The late Malcolm Lowry was the Dylan Thomas of modern fiction. Like Thomas, he was a hypnotic user and abuser of language. Like Thomas, the author of Under the Volcano erupted in lava flows of talk and lapsed into broody silences. Like Thomas, Lowry was a compulsively heavy drinker. At 47, he died an alcoholic's dreadful death: lying on his back in a drunken stupor, he began to vomit and choked to death. Finally, like Thomas, he spawned the kind of cult that makes a writer seem worth more dead than alive.

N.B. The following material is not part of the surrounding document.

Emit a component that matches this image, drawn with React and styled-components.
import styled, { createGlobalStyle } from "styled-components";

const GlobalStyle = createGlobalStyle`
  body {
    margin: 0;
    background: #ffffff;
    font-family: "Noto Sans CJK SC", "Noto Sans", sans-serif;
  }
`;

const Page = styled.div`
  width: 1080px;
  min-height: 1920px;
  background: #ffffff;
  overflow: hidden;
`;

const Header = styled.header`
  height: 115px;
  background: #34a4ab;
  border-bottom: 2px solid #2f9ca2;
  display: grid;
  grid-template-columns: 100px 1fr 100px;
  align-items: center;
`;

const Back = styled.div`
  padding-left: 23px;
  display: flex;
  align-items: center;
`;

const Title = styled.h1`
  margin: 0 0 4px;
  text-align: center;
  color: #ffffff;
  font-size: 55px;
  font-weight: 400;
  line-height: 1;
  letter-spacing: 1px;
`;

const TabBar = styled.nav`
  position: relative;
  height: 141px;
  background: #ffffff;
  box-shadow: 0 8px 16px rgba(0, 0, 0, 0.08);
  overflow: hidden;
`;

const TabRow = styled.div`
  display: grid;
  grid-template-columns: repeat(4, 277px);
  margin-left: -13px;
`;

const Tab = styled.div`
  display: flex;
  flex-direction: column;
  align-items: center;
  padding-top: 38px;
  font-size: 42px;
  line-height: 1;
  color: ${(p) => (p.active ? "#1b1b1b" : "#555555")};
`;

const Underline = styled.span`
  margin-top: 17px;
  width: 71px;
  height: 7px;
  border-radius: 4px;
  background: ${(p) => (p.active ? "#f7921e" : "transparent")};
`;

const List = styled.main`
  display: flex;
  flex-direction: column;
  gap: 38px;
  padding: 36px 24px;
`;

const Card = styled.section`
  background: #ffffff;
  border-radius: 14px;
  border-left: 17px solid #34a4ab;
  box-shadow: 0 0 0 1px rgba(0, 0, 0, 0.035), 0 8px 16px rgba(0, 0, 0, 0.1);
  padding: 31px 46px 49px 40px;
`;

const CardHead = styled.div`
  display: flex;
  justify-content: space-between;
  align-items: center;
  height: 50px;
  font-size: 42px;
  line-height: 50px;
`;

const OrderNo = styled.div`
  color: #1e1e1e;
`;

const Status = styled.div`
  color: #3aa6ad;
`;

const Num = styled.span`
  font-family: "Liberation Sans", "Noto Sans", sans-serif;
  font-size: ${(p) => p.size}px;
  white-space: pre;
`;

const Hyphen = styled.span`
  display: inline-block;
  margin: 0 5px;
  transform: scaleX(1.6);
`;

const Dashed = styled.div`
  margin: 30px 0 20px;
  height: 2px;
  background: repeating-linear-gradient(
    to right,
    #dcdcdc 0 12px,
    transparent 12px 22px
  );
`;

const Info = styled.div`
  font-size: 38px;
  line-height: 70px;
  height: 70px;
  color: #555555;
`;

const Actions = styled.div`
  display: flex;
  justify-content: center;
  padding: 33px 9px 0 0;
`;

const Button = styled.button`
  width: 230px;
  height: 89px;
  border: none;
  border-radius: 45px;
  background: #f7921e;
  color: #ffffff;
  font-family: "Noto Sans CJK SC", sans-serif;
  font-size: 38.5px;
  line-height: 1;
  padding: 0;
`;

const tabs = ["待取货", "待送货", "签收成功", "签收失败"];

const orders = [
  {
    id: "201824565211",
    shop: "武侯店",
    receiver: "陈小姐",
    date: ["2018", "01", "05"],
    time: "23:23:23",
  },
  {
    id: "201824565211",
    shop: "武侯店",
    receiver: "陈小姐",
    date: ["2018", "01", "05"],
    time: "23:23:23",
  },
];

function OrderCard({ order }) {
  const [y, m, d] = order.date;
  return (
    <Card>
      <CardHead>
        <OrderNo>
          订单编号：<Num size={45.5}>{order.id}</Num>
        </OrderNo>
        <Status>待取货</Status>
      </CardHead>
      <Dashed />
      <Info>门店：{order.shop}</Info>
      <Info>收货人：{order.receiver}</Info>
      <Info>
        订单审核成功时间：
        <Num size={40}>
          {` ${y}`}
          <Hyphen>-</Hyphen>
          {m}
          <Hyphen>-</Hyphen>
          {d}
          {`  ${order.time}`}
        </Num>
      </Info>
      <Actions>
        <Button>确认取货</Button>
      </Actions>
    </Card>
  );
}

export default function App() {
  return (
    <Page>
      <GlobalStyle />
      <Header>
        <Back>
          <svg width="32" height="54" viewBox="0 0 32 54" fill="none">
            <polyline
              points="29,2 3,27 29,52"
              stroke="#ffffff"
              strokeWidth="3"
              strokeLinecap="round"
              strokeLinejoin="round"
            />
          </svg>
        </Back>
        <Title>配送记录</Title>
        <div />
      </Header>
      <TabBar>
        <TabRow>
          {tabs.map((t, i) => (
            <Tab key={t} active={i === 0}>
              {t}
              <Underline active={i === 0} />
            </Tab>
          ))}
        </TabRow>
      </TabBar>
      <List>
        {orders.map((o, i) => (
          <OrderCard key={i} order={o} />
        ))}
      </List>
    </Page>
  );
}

The Lowry cultists have had only one big book to stand on. In Under the Volcano, Author Lowry compressed fiery emotional thrust within a Joycean time scheme to record the one-day odyssey of a dipsomaniacal British ex-consul living in Mexico. The hero is at war with his half brother, his estranged wife, himself and, perhaps most pertinently, with modern civilization. The theme is what Lowry himself has dubbed "the migraine of alienation." Lush as a tropical jungle, the book alternates between fierce introspection and a hallucinatory evocation of the Mexican scene. When it was published in 1947, it received rave notices from serious critics but also made the lower rungs of bestsellerdom. Recently, it was brought out in Italy by Feltrinelli, the first publisher of Doctor Zhivago.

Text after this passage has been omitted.